Pour citer à nouveau mon échange avec Julian Baggini, il y a un paradoxe qui sous-tend le pouvoir des manipulations technologiques, même les plus complexes : “les méthodes utilisées pour nous manipuler sont plus sophistiquées que jamais, mais précisément parce que la connaissance de la manière de le faire a augmenté, nous sommes plus à même de nous défendre”. Par exemple, je n’ai pas besoin de savoir tout ce qu’il y a à savoir sur la vie privée, le piratage et le cryptage pour me protéger contre l’espionnage gouvernemental. Si je peux trouver des conseils d’experts fiables pour me protéger, je peux au moins commencer à me diriger vers un plus grand contrôle et un plus grand engagement.

En ce sens, les machines elles-mêmes sont une cible trompeuse pour l’anxiété. Les communautés et systèmes hors ligne toxiques abondent ; la technologie, comme elle l’a toujours fait, facilite les interactions à chaque extrémité du spectre humain. Il peut être difficile de se déconnecter, mais nous pouvons chercher à mieux contrôler avec qui nous nous connectons et ce que nous nous demandons les uns aux autres.
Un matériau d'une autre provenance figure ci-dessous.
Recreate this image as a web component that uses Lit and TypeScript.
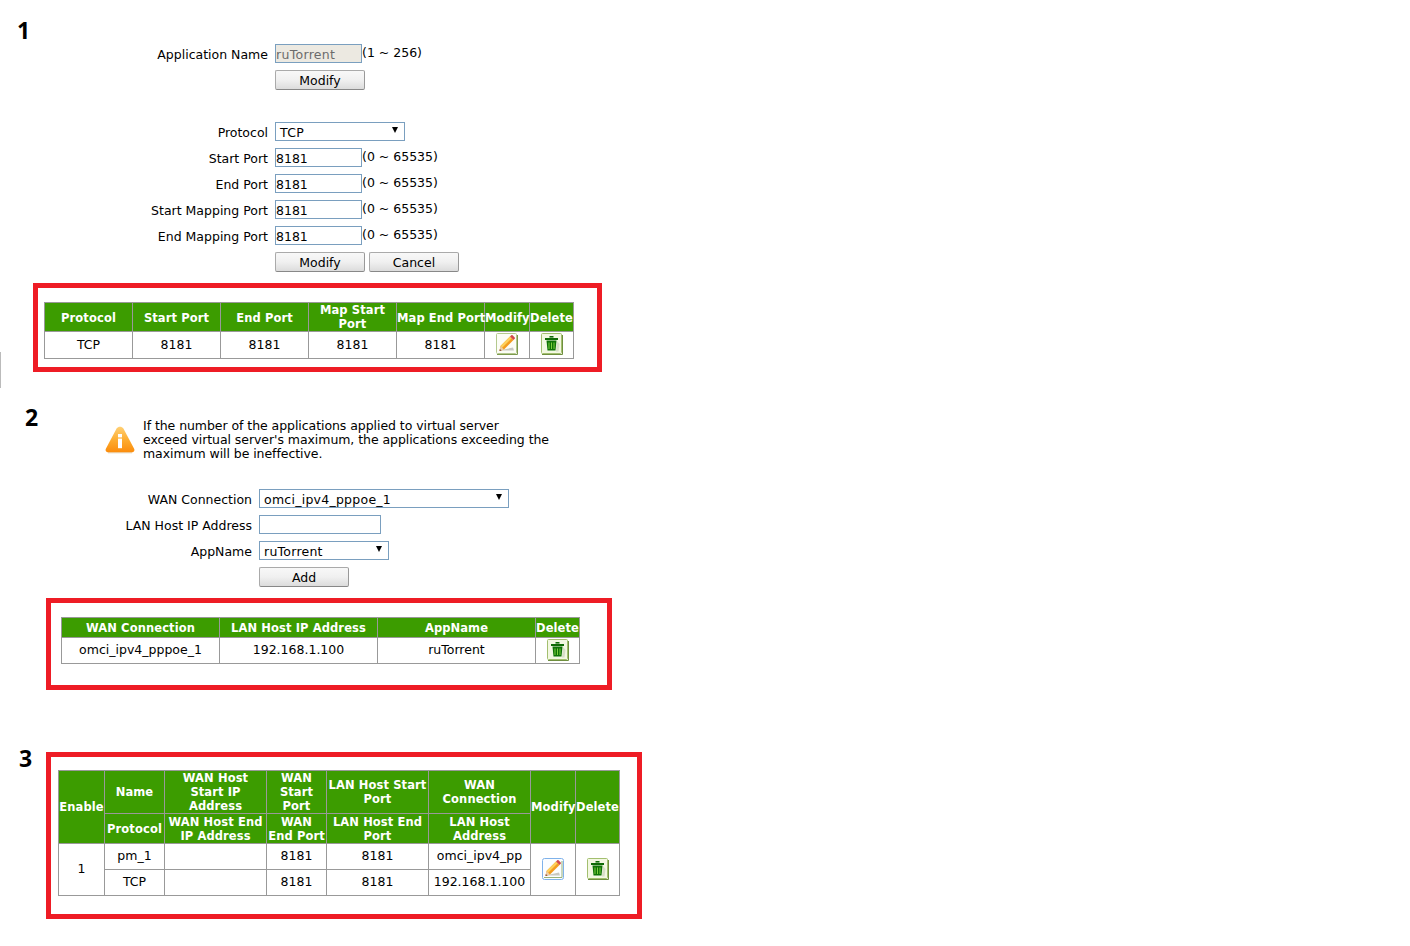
import { LitElement, html, css, svg } from "lit";
import { customElement } from "lit/decorators.js";

const pencil = (hover = false) => html`<svg class="ico" width="22" height="22" viewBox="0 0 22 22">
  ${hover
    ? svg`<rect x="0.5" y="0.5" width="21" height="21" rx="2" fill="#fbfdff" stroke="#7fb2ea"/><path d="M2 19.5H20V3" fill="none" stroke="#98b27a"/>`
    : svg`<rect x="0.5" y="0.5" width="20" height="20" rx="1" fill="#fcfdf6" stroke="#b4c98e"/><path d="M1 21.5H21.5V2" fill="none" stroke="#7d9a4e"/>`}
  <path d="M3 17.5l14-3 1 3z" fill="#c8c8bf"/>
  <path d="M4.5 13L14 3.5l3.5 3.5L8 16.5l-4.5 1.5z" fill="#f39c1f"/>
  <path d="M4.5 13L14 3.5l1.7 1.7L6.2 14.7z" fill="#fdd05c"/>
  <path d="M14 3.5l1.2-1.2a1 1 0 0 1 1.4 0l2.1 2.1a1 1 0 0 1 0 1.4L17.5 7z" fill="#d2474c"/>
  <path d="M3.5 18l1-5 3.5 3.5z" fill="#edcfa6"/>
  <path d="M3.5 18l.4-2 1.6 1.4z" fill="#7a3b34"/>
</svg>`;

const trash = () => html`<svg class="ico" width="22" height="22" viewBox="0 0 22 22">
  <rect x="0.5" y="0.5" width="20" height="20" rx="1" fill="#f3f8e2" stroke="#a3bf6f"/>
  <path d="M1 21.5H21.5V2" fill="none" stroke="#6f8f3e"/>
  <rect x="8.5" y="3" width="4" height="1.6" fill="#0f6a06"/>
  <rect x="4" y="5" width="13" height="2" fill="#0f6a06"/>
  <path d="M16 8l2.5 3-1 7.5H15z" fill="#c8d0b8" opacity=".65"/>
  <path d="M5.5 7.5h10l-1 10h-8z" fill="#0f7306"/>
  <path d="M8 9.5v6.5M10.5 9.5v6.5M13 9.5v6.5" stroke="#7fd03c" stroke-width="1"/>
</svg>`;

const warn = html`<svg width="30" height="28" viewBox="0 0 30 28">
  <defs><linearGradient id="w" x1="0" y1="0" x2="0" y2="1"><stop offset="0" stop-color="#ffd074"/><stop offset=".55" stop-color="#fdaa2c"/><stop offset="1" stop-color="#fb8c0c"/></linearGradient></defs>
  <path d="M3 26.6h24" stroke="#e9dcc4" stroke-width="1.6"/>
  <path d="M11.6 2.6c1.6-2.6 5.2-2.6 6.8 0l10.6 19.8c1.2 2.4-.3 3.9-2.6 3.9H3.6c-2.3 0-3.8-1.5-2.6-3.9z" fill="url(#w)"/>
  <rect x="13" y="8" width="4" height="3.4" fill="#fff"/>
  <rect x="13" y="12.6" width="4" height="9.6" fill="#fff"/>
</svg>`;

@customElement("app-root")
export class AppRoot extends LitElement {
  static styles = css`
    :host { display: block; width: 1410px; height: 946px; background: #fff; overflow: hidden; color: #000;
      font: 12.5px/14px "DejaVu Sans", Verdana, sans-serif; position: relative; }
    .num { font: 700 23px/28px "Open Sans", sans-serif; color: #000; }
    .n1 { padding: 16px 0 0 17px; height: 28px; }
    .n2 { padding-left: 25px; margin-top: 31px; height: 28px; }
    .n3 { padding-left: 19px; margin-top: 54px; }

    .form { display: grid; row-gap: 7px; align-items: start; }
    .f1 { grid-template-columns: 268px auto; column-gap: 7px; }
    .f2 { grid-template-columns: 252px auto; column-gap: 7px; }
    .lbl { box-sizing: border-box; text-align: right; line-height: 19px; height: 19px; padding-top: 1px; white-space: nowrap; }
    .ctl { display: flex; align-items: flex-start; height: 19px; }
    .btnrow { display: flex; gap: 4px; height: 20px; }
    .hint { line-height: 16px; margin-top: 1px; white-space: nowrap; }
    .input { box-sizing: border-box; height: 19px; width: 87px; border: 1px solid #7a9fbf; background: #fff; padding: 2px 0 0 0; line-height: 15px; overflow: hidden; }
    .input.dis { background: #ece9e1; color: #6b6b6b; letter-spacing: .3px; }
    .w122 { width: 122px; }
    .select { box-sizing: border-box; height: 19px; border: 1px solid #7a9fbf; background: #fff; padding: 2px 0 0 4px; line-height: 15px; letter-spacing: .25px; display: flex; justify-content: space-between; }
    .select i { width: 0; height: 0; border: 3.5px solid transparent; border-top: 6px solid #000; border-bottom: 0; margin: 2px 6px 0 0; }
    .w130 { width: 130px; } .w250 { width: 250px; }
    .btn { box-sizing: border-box; width: 90px; height: 20px; border: 1px solid #aaa; border-right-color: #999; border-bottom-color: #888; border-radius: 2px;
      background: linear-gradient(#f8f8f8, #f0f0f0 50%, #dcdcdc); text-align: center; line-height: 19px; }
    .gap1 { height: 32px; }
    .sp { grid-column: 1; }

    .red { box-sizing: border-box; border: 5px solid #ee1c25; }
    .r1 { margin: 11px 0 0 33px; width: 569px; height: 89px; padding: 14px 0 0 6px; }
    .r2 { margin: 11px 0 0 46px; width: 566px; height: 92px; padding: 14px 0 0 10px; }
    .r3 { margin: -20px 0 0 46px; width: 596px; height: 167px; padding: 13px 0 0 7px; }

    table { border-collapse: collapse; table-layout: fixed; text-align: center; }
    th, td { border: 1px solid #999; padding: 0; overflow: visible; white-space: normal; }
    th { background: #3c9c00; color: #fff; font-weight: 700; font-size: 11.5px; line-height: 14px; letter-spacing: .1px; }
    th .s { display: block; padding-top: 1px; }
    td { background: #fff; }
    .t2 td, .t3 td { padding-bottom: 1px; }
    .t1 td.icon, .t2 td.icon { vertical-align: top; padding: 1px 0 0; }
    .t3 td.icon { padding-bottom: 2px; }
    .ico { display: block; margin: 0 auto; }
    .t1 { width: 529px; } .t2 { width: 518px; } .t3 { width: 561px; }
    .t1 tr.h { height: 29px; } .t1 tr.b { height: 27px; }
    .t2 tr.h { height: 20px; } .t2 tr.b { height: 26px; }
    .t3 tr.h1 { height: 43px; } .t3 tr.h2 { height: 30px; } .t3 tr.b { height: 26px; }

    .notice { display: flex; margin-left: 105px; align-items: flex-start; margin-top: -19px; height: 77px; }
    .notice svg { flex: none; margin-top: 14px; }
    .notice p { margin: 0 0 0 8px; line-height: 14px; padding-top: 7px; white-space: nowrap; letter-spacing: -.06px; }
    .stray { position: absolute; left: 0; top: 352px; width: 1px; height: 36px; background: #bbb; }
    .nw { white-space: nowrap; }
  `;

  private row(label: string, ctl: unknown) {
    return html`<div class="lbl">${label}</div><div class="ctl">${ctl}</div>`;
  }

  private port(label: string) {
    return this.row(label, html`<div class="input">8181</div><div class="hint">(0 ~ 65535)</div>`);
  }

  private th(text: string) {
    return html`<span class="s">${text}</span>`;
  }

  render() {
    return html`
      <div class="stray"></div>
      <div class="num n1">1</div>
      <div class="form f1">
        ${this.row("Application Name", html`<div class="input dis">ruTorrent</div><div class="hint">(1 ~ 256)</div>`)}
        <div class="sp"></div><div class="btnrow"><div class="btn">Modify</div></div>
      </div>
      <div class="gap1"></div>
      <div class="form f1">
        ${this.row("Protocol", html`<div class="select w130">TCP<i></i></div>`)}
        ${this.port("Start Port")}
        ${this.port("End Port")}
        ${this.port("Start Mapping Port")}
        ${this.port("End Mapping Port")}
        <div class="sp"></div><div class="btnrow"><div class="btn">Modify</div><div class="btn">Cancel</div></div>
      </div>

      <div class="red r1">
        <table class="t1">
          <colgroup><col width="88"><col width="88"><col width="88"><col width="88"><col width="88"><col width="45"><col width="44"></colgroup>
          <tr class="h"><th>${this.th("Protocol")}</th><th>${this.th("Start Port")}</th><th>${this.th("End Port")}</th><th>Map Start Port</th><th class="nw">${this.th("Map End Port")}</th><th>${this.th("Modify")}</th><th>${this.th("Delete")}</th></tr>
          <tr class="b"><td>TCP</td><td>8181</td><td>8181</td><td>8181</td><td>8181</td><td class="icon">${pencil()}</td><td class="icon">${trash()}</td></tr>
        </table>
      </div>

      <div class="num n2">2</div>
      <div class="notice">
        ${warn}
        <p>If the number of the applications applied to virtual server<br>exceed virtual server's maximum, the applications exceeding the<br>maximum will be ineffective.</p>
      </div>
      <div class="form f2">
        ${this.row("WAN Connection", html`<div class="select w250">omci_ipv4_pppoe_1<i></i></div>`)}
        ${this.row("LAN Host IP Address", html`<div class="input w122"></div>`)}
        ${this.row("AppName", html`<div class="select w130">ruTorrent<i></i></div>`)}
        <div class="sp"></div><div class="btnrow"><div class="btn">Add</div></div>
      </div>

      <div class="red r2">
        <table class="t2">
          <colgroup><col width="158"><col width="158"><col width="158"><col width="44"></colgroup>
          <tr class="h"><th>WAN Connection</th><th>LAN Host IP Address</th><th>AppName</th><th>Delete</th></tr>
          <tr class="b"><td>omci_ipv4_pppoe_1</td><td>192.168.1.100</td><td>ruTorrent</td><td class="icon">${trash()}</td></tr>
        </table>
      </div>

      <div class="num n3">3</div>
      <div class="red r3">
        <table class="t3">
          <colgroup><col width="46"><col width="60"><col width="102"><col width="60"><col width="102"><col width="102"><col width="45"><col width="44"></colgroup>
          <tr class="h1"><th rowspan="2">Enable</th><th>Name</th><th>WAN Host Start IP Address</th><th>WAN Start Port</th><th>LAN Host Start Port</th><th>WAN Connection</th><th rowspan="2">Modify</th><th rowspan="2">Delete</th></tr>
          <tr class="h2"><th>Protocol</th><th>WAN Host End IP Address</th><th>WAN End Port</th><th>LAN Host End Port</th><th>LAN Host Address</th></tr>
          <tr class="b"><td rowspan="2">1</td><td>pm_1</td><td></td><td>8181</td><td>8181</td><td>omci_ipv4_pp</td><td class="icon" rowspan="2">${pencil(true)}</td><td class="icon" rowspan="2">${trash()}</td></tr>
          <tr class="b"><td>TCP</td><td></td><td>8181</td><td>8181</td><td>192.168.1.100</td></tr>
        </table>
      </div>
    `;
  }
}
Ma photographie préférée de la série “Somewhere Else” de Josh Pulman, la huitième, est inhabituelle car la femme qui y figure sourit (voir image ci-dessus). Je n’ai aucune idée de la raison pour laquelle elle sourit, mais je suppose que c’est en réponse à la voix qui crépite dans son oreille : une bonne nouvelle, un soulagement, une blague. Tous les autres, captifs de leur téléphone, semblent anxieux, inquiets, malheureux, déchirés entre deux mondes. Mais elle est heureuse d’être ailleurs, et je suppose que son interlocuteur l’est aussi. Le motif est suffisamment riche pour ne pas être une prison ; deux esprits traversent la terre avec plaisir.